One could argue that if you don't have time to interview to fill a position, then you don't have time to fill that position properly. It's no wonder that positions filled by 'group interview' often become vacant very quickly. If someone is mad hatted enough to assume that putting a prospective employee in a tense and inherently unpleasant social situation is a good way to work out who they 'really are' then they misunderstand the very nature of human social competition.

Group interviews are also insulting to potential employees. A one on one or panel interview tells the potential employee that you've bothered to read their resume and you think they have a shot at the job. You're willing to take the time to meet them personally and see if they're a fit for your company and vice versa. With a one on one interview, you might be nervous, but you at least have a good shot at the position you're interviewing for.

A group interview says that you have no qualms about wasting a potential employee's time by making them jump through socially painful hoops (even the wildest extrovert doesn't want to have to interview in front of what can only be a hostile group of competitors). It says that you don't care enough about the position being filled to take the time to screen resumes properly and conduct face to face interviews. That can't give the potential employee any sense of security about their future job satisfaction.

I've seen some employers defending group interviews as a way to make sure that prospective employees are a good 'culture fit'. This is as balderdash as balderdash gets.
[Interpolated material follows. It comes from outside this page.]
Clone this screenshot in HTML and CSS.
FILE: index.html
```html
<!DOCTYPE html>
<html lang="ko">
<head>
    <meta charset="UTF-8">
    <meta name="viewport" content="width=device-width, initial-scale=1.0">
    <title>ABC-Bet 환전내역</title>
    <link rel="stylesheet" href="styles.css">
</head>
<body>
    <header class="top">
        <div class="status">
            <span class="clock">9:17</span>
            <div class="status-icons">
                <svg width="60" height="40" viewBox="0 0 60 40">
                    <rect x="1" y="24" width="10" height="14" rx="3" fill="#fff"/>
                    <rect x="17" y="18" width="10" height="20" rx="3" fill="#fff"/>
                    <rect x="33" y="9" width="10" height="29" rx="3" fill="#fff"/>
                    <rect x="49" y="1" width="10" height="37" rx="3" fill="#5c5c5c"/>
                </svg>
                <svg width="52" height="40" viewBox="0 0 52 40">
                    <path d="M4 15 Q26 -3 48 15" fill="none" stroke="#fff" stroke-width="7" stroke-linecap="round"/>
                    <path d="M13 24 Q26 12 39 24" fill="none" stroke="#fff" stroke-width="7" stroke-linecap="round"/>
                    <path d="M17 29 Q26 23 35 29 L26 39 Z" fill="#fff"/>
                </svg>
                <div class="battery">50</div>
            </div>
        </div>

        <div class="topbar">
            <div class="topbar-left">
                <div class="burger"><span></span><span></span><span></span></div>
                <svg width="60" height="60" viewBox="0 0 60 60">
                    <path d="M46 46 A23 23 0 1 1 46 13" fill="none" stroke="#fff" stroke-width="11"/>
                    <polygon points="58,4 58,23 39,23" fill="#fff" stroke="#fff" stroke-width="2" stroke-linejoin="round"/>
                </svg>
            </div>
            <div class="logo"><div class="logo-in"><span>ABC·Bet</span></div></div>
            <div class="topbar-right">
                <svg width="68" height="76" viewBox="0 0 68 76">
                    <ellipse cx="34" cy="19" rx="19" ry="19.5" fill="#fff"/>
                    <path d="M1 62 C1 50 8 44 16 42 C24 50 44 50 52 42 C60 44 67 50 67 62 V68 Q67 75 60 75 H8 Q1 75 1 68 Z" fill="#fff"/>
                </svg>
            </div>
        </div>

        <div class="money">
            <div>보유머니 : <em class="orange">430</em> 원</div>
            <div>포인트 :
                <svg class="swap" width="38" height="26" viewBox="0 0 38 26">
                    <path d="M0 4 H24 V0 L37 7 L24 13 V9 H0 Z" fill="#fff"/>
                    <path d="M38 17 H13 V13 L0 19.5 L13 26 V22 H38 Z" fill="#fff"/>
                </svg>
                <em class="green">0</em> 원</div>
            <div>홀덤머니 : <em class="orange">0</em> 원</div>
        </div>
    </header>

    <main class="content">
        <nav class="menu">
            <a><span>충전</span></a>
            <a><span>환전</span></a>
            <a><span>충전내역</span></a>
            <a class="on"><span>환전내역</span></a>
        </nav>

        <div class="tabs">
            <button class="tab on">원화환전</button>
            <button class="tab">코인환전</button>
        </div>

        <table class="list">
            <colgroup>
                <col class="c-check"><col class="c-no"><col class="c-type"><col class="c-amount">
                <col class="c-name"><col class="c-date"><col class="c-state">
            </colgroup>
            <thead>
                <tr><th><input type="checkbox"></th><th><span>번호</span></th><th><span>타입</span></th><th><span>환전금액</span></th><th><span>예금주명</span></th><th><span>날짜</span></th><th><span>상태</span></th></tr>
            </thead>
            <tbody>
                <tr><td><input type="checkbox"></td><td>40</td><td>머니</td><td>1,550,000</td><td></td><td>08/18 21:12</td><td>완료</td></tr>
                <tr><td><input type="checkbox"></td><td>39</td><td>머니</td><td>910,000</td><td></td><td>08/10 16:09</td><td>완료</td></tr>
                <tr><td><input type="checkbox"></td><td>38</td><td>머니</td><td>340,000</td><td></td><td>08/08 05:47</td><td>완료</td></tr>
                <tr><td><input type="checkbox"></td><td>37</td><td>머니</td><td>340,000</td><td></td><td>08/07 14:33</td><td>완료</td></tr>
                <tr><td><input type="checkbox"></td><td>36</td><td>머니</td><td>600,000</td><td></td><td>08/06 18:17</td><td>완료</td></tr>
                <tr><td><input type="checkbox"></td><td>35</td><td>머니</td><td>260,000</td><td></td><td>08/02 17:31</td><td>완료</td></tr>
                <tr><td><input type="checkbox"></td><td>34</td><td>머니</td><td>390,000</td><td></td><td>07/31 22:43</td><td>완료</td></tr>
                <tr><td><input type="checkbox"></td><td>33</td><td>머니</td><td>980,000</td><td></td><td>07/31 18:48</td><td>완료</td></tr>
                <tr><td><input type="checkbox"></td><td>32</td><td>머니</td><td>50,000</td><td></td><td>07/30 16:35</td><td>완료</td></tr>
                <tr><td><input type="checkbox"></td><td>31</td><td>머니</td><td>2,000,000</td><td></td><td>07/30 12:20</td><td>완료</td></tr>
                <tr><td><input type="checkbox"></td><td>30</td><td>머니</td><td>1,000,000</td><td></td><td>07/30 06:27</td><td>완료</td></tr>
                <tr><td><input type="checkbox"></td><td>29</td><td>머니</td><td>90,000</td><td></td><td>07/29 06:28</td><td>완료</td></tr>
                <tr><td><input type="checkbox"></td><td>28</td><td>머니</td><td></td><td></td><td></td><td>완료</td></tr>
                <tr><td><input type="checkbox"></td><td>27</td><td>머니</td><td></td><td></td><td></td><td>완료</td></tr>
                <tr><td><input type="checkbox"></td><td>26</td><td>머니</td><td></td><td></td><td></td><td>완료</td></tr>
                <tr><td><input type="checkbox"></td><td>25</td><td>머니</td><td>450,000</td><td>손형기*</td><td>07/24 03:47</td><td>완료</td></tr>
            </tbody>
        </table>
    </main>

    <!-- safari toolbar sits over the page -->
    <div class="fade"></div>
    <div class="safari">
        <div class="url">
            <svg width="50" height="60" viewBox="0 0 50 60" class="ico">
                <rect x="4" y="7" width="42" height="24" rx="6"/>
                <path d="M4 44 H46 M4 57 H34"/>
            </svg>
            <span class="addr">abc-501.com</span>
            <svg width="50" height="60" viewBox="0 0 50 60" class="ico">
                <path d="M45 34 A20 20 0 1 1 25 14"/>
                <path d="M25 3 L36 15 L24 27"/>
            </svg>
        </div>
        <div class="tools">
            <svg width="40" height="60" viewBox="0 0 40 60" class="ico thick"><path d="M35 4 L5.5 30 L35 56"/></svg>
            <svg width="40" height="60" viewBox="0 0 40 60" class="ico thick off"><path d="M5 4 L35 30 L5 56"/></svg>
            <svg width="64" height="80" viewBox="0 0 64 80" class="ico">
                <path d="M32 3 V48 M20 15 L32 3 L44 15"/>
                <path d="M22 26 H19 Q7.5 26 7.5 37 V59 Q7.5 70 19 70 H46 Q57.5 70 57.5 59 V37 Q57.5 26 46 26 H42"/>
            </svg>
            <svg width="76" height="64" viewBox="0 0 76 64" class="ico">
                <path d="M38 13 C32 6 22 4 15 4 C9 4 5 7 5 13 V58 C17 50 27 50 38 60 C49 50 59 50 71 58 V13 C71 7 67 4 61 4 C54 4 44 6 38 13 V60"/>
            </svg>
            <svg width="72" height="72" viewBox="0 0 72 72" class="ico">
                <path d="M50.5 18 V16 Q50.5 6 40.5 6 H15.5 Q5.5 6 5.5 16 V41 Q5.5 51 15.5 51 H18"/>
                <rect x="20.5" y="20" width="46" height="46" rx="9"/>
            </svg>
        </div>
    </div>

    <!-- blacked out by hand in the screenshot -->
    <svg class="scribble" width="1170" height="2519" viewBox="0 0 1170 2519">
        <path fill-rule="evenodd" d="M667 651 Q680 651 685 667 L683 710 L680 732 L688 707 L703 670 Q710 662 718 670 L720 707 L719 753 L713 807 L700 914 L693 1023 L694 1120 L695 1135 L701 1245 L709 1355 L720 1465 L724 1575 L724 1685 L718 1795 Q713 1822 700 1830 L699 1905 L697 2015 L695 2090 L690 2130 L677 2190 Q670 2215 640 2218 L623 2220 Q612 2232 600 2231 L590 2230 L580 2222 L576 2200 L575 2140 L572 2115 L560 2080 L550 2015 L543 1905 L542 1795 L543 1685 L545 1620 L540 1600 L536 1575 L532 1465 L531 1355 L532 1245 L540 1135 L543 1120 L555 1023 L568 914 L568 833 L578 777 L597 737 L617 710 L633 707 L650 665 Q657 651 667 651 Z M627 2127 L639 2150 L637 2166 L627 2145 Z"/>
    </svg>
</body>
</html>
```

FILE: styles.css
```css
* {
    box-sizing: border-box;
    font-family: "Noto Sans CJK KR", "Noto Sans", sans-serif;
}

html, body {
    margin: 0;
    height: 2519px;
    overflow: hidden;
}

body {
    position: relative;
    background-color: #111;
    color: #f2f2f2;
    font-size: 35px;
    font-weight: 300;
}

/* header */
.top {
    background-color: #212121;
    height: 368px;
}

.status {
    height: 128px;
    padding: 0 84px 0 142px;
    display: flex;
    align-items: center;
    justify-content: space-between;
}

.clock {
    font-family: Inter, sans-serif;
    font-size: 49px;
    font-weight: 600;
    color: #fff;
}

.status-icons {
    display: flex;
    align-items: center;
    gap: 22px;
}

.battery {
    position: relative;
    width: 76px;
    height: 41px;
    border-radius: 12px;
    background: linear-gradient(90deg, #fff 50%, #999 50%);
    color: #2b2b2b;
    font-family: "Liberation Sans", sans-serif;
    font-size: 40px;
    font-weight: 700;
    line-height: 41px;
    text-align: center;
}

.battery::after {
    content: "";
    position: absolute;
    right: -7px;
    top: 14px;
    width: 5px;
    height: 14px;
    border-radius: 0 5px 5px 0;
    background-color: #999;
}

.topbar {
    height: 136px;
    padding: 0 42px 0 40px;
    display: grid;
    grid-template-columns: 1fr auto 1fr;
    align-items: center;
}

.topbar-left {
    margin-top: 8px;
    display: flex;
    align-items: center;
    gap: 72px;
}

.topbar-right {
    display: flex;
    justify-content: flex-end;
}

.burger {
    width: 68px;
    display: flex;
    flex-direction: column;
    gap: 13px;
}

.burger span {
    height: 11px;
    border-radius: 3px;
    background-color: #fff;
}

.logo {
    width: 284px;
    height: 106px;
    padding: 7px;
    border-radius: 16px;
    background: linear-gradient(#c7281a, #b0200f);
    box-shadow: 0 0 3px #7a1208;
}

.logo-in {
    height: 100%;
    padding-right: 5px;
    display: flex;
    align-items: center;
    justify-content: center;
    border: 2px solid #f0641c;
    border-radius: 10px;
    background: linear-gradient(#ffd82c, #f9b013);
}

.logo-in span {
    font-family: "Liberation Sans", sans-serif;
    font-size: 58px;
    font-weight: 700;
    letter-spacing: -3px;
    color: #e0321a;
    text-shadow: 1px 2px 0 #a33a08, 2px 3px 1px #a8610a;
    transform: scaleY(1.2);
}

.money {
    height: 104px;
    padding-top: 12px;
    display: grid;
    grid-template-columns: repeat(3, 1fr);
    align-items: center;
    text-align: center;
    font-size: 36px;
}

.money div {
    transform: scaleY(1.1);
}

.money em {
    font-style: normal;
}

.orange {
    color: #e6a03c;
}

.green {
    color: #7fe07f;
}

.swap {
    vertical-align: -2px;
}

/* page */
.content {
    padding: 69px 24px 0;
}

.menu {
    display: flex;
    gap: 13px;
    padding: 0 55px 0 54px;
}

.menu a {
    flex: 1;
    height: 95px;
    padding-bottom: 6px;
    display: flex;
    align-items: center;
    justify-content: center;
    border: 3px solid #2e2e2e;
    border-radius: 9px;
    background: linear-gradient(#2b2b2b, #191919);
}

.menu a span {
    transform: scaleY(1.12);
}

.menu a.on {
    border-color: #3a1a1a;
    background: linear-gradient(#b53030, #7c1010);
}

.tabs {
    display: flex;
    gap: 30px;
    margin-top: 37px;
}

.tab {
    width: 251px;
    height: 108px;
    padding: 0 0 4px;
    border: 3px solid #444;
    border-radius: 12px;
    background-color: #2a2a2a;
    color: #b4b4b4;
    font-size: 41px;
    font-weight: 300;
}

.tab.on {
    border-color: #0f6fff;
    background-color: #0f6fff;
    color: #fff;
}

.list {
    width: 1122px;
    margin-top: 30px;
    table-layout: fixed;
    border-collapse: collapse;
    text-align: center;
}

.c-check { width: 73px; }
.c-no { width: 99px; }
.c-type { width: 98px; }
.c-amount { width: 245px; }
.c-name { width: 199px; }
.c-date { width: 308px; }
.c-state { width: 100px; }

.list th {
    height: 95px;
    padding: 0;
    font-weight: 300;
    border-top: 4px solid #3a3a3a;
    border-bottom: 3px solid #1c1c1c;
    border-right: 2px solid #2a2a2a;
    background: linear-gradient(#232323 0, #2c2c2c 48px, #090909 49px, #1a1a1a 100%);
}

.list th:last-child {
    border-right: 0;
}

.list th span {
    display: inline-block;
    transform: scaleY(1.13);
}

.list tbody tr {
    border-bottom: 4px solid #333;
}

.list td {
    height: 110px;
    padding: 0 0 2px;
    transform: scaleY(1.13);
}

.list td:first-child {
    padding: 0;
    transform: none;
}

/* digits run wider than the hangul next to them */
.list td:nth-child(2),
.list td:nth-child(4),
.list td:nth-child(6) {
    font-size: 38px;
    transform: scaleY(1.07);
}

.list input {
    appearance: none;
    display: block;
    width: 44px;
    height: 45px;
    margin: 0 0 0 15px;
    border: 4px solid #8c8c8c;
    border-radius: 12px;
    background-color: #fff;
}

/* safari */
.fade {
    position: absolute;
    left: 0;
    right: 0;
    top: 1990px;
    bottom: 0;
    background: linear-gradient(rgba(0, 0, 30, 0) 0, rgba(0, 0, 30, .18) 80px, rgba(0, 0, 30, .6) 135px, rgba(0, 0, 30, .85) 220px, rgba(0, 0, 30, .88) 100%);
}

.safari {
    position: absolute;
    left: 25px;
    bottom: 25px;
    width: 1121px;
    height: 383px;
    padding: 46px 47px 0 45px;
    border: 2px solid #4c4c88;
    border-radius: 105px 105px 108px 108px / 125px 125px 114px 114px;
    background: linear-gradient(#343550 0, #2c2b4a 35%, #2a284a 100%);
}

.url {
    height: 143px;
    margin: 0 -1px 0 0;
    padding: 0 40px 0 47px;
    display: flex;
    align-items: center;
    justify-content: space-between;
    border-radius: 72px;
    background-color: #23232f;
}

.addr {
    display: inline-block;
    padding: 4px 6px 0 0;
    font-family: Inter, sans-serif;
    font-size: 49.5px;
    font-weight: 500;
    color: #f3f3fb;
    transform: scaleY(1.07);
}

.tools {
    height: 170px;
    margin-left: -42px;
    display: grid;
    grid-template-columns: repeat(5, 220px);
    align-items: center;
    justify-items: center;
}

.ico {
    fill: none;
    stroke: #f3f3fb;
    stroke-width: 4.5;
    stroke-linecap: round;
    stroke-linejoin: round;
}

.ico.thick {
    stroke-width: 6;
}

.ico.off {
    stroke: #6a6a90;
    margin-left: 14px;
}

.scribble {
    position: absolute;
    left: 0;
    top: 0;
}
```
Unless, of course, your company culture involves being a meaningless peon, in which case, that's probably a decent argument. Other employers argue that if some candidates are put off by the group interview process, then that's fine because others aren't. They don't seem to realize that the ones who aren't are, by definition, the most desperate for a job. If you want to hire based on desperation, then more power to you, but I sincerely doubt that the best candidate for any given job is the one most willing to have their time wasted in a horribly uncomfortable and likely pointless situation.